Que filmer, en effet, lorsque des pirates – ici somaliens – s’emparent d’un cargo pour prendre en otage son équipage ? L’inéluctable réalité d’une situation complexe entre deux parties qui vont devoir se parler à coups de bluff, de négociations, d’attente. Lindolhm fabrique avec habileté un thriller prenant dans un double huis clos tendu, étouffant, maîtrisé. Le jeu de rôles s’affiche dans la rigueur d’une mise en scène réaliste, proche du documentaire, toujours obnubilé par les regards, cette expression si humaine. Et ça marche ! Le temps qui passe devient alors la compagne des lieux investis (cargo, salle de travail de la compagnie), influe sur les comportements des otages, des preneurs d’otages, comme du PDG de l’armateur.
Le drame se noue en direct dans un mano a mano communicationnel de plusieurs mois et distant de plusieurs milliers de kilomètres.
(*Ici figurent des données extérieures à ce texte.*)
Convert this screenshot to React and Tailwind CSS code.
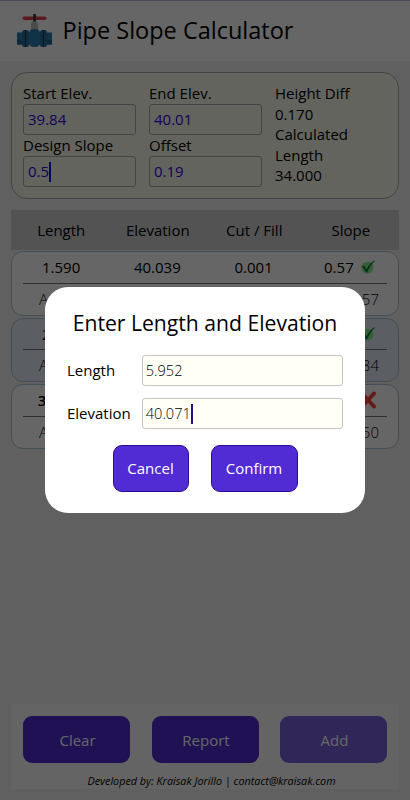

Le superficiel s’efface au profit d’un combat âpre où il ne faut rien lâcher sur les revendications des pirates sans pour autant risquer la vie des otages. L’équilibre est précaire. La balance vie humaine - argent dépensé tient de ligne rouge absolue. Le cas de conscience s’empare alors du PDG, volontaire dans l’attitude, froid sur les négociations, sincère dans son empathie envers son personnel. Le cinéaste a tranché. Il est le héros du film puisqu’il représente la complexité d’une situation ambiguë (pourquoi ne lâche-t-il pas la rançon demandée) qui risque à tout moment de déraper.
Son personnage, à des années lumières du cuisinier retenu sur le cargo, expose admirablement bien le ton d’un film carré ou rien ne dévie de la trajectoire initiale. Chacun ressortira bouleversé de cette épreuve. Mais rien, hélas, ne fera changer le cours des choses, situations inextricables où l’urgence répond à l’urgence.